Signature Healthcare, which includes Brockton Hospital and the 150-physician Signature Medical Group, has become the second Eastern Massachusetts healthcare provider in the past three weeks to form a clinical affiliation with Tufts Medical Center in Boston and its Floating Hospital for Children. The new clinical affiliation will expand existing ties in pediatrics, cardiovascular disease, orthopedics, surgical services, obstetrics, and gynecology, and build new partnerships in bariatrics, neurology, and cancer care, the Boston Globe reports.
Pennsylvania-based Aria Health executives said that staff members did not violate protocols in dealing with Joaquin Rivera, the 63-year-old man who died while waiting for care in the health system's Frankford hospital, but added that protocols would be changed in the hope of avoiding another waiting-room death. Aria officials think Rivera died 11 minutes after walking into the hospital. The hospital was not alerted to his death until another person in the waiting room reported that someone had taken Rivera's watch.

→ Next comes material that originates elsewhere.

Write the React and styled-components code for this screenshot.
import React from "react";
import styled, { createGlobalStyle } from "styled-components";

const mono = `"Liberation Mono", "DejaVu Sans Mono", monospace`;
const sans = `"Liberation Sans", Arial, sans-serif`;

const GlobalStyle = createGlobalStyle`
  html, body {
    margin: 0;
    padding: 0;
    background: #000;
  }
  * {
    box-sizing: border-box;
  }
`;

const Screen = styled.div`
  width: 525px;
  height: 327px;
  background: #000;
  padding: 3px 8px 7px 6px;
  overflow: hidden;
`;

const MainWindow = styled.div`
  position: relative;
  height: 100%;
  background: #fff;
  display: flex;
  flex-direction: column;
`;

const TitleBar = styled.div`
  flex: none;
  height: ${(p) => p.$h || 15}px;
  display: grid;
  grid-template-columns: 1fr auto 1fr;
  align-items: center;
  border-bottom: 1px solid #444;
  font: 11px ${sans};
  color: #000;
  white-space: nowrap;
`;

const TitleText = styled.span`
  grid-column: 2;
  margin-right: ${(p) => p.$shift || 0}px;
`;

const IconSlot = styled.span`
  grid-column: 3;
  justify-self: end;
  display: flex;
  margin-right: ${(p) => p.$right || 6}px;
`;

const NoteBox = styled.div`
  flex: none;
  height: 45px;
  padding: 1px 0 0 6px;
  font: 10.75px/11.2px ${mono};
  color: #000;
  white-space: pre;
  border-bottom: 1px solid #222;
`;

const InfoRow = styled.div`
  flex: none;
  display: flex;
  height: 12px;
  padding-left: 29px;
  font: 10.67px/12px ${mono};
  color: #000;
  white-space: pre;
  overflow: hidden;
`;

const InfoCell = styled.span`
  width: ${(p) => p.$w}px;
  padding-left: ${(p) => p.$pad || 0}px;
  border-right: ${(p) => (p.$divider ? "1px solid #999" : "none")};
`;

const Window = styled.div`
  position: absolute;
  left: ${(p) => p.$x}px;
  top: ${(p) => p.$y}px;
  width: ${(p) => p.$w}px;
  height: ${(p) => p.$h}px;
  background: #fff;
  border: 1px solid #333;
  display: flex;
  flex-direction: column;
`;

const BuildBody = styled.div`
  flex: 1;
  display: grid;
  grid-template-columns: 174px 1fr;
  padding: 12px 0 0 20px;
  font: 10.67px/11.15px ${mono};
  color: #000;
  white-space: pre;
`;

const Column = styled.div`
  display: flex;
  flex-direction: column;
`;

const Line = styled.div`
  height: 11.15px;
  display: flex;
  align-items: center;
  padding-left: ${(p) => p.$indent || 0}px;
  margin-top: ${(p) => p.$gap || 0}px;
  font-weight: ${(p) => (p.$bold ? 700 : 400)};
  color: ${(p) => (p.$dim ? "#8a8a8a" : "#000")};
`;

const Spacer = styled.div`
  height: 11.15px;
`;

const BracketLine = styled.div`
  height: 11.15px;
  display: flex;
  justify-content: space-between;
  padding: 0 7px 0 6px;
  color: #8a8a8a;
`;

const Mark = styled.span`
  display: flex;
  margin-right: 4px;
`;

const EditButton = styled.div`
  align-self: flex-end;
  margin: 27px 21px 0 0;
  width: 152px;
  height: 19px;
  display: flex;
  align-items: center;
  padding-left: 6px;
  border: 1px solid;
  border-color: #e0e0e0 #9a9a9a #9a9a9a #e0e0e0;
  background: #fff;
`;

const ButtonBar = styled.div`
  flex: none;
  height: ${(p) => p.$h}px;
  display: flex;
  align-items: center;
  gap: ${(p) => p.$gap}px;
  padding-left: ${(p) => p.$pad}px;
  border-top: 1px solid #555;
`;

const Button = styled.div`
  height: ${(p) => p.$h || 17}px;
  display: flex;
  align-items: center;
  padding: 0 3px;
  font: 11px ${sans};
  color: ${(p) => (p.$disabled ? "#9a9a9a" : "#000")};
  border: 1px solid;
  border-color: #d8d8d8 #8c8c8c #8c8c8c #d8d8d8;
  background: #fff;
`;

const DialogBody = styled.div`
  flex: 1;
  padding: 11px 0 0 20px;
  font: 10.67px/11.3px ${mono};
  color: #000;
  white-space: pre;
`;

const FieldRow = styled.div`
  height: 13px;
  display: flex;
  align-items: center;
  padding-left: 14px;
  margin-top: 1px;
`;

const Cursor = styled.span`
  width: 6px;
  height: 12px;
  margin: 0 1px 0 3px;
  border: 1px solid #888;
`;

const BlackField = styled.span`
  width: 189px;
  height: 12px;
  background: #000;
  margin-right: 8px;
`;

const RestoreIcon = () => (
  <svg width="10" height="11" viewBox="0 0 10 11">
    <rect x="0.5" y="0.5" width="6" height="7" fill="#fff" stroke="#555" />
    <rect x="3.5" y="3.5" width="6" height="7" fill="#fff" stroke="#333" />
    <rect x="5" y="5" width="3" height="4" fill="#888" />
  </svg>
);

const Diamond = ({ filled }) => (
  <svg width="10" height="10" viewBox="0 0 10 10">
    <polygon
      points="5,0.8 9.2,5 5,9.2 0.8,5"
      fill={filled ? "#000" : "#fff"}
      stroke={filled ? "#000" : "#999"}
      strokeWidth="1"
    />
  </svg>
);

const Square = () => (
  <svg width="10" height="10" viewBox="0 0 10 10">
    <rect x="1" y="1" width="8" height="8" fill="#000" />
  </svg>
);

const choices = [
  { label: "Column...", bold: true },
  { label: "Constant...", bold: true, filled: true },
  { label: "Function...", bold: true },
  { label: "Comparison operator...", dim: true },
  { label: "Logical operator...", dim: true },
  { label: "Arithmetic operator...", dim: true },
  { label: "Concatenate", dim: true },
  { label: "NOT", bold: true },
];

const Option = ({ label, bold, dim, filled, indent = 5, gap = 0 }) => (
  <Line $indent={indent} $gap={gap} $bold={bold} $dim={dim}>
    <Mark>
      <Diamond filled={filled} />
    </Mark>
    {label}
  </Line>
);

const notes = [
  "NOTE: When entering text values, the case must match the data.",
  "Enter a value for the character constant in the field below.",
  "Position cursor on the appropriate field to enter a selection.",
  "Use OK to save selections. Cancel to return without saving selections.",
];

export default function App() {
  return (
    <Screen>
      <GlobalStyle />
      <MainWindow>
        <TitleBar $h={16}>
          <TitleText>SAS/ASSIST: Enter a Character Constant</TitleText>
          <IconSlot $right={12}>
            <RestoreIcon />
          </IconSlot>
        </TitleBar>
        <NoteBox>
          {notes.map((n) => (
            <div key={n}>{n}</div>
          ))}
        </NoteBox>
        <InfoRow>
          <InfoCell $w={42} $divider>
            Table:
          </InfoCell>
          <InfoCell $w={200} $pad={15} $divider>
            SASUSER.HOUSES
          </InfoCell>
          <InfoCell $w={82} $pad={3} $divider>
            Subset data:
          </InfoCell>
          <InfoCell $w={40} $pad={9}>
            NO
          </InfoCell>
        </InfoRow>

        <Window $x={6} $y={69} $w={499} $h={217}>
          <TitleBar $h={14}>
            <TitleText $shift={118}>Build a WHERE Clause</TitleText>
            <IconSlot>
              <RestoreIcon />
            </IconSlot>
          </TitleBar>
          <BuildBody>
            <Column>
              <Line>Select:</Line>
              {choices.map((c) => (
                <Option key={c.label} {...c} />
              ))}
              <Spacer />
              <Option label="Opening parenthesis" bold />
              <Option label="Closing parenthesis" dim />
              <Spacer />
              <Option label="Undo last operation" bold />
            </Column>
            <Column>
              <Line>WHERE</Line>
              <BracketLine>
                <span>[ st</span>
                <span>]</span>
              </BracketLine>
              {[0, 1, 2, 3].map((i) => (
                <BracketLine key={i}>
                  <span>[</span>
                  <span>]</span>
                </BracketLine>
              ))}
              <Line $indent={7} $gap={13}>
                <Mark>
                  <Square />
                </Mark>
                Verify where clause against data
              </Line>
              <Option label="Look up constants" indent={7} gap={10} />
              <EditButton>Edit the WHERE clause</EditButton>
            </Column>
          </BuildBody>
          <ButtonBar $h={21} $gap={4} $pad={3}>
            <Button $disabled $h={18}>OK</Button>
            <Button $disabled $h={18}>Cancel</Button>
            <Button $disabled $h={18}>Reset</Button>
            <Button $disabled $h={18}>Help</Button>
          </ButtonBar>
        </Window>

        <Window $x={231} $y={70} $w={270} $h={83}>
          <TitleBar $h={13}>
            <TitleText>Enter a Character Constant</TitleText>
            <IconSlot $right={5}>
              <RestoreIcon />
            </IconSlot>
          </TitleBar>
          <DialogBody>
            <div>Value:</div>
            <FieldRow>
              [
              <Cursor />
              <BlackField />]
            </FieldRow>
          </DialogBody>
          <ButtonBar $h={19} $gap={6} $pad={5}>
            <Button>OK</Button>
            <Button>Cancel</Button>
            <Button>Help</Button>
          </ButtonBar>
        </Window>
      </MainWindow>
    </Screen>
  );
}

Aetna Inc. spent less money on patient care for some small businesses than it originally reported in regulatory filings, according to a Senate committee scrutinizing insurers' profits as Congress pushes to overhaul the healthcare system. The Senate Committee on Commerce, Science and Transportation launched an investigation last summer into the percentage of premiums insurers spend on medical care versus profits and other administrative expenses. In a statement, the committee said Aetna overstated by $4.9 billion the amount of money it spent on patient care for small businesses. As a result, the insurer's medical-loss ratio for small businesses was 79%, not the 82% Aetna initially reported, it said.
The United States ranks near the bottom in life expectancy among wealthy nations despite spending more than double per person on healthcare than the industrialized world's average, the Organization for Economic Cooperation and Development announced. Life expectancy at birth in the U.S. was 78.1 years in 2007, according to the Organization for Economic Cooperation and Development. That's a year less than the OECD average of 79.1, and puts the U.S. just ahead of the Czech Republic, Poland and Mexico, where spending on healthcare is many times less per person, the Paris-based organization said. Total U.S. spending on healthcare was $7,290 a person in 2007, nearly two-and-a-half times the OECD average of $2,984. The figures include spending by both individuals and governments.
President Barack Obama announced he will allocate nearly $600 million from the $787 billion economic stimulus plan to help create jobs at 85 community health centers. The White House said nearly $600 million would be awarded to help pay for major construction and renovation projects at 85 community health centers across the country and assist networks at the centers to move to electronic records.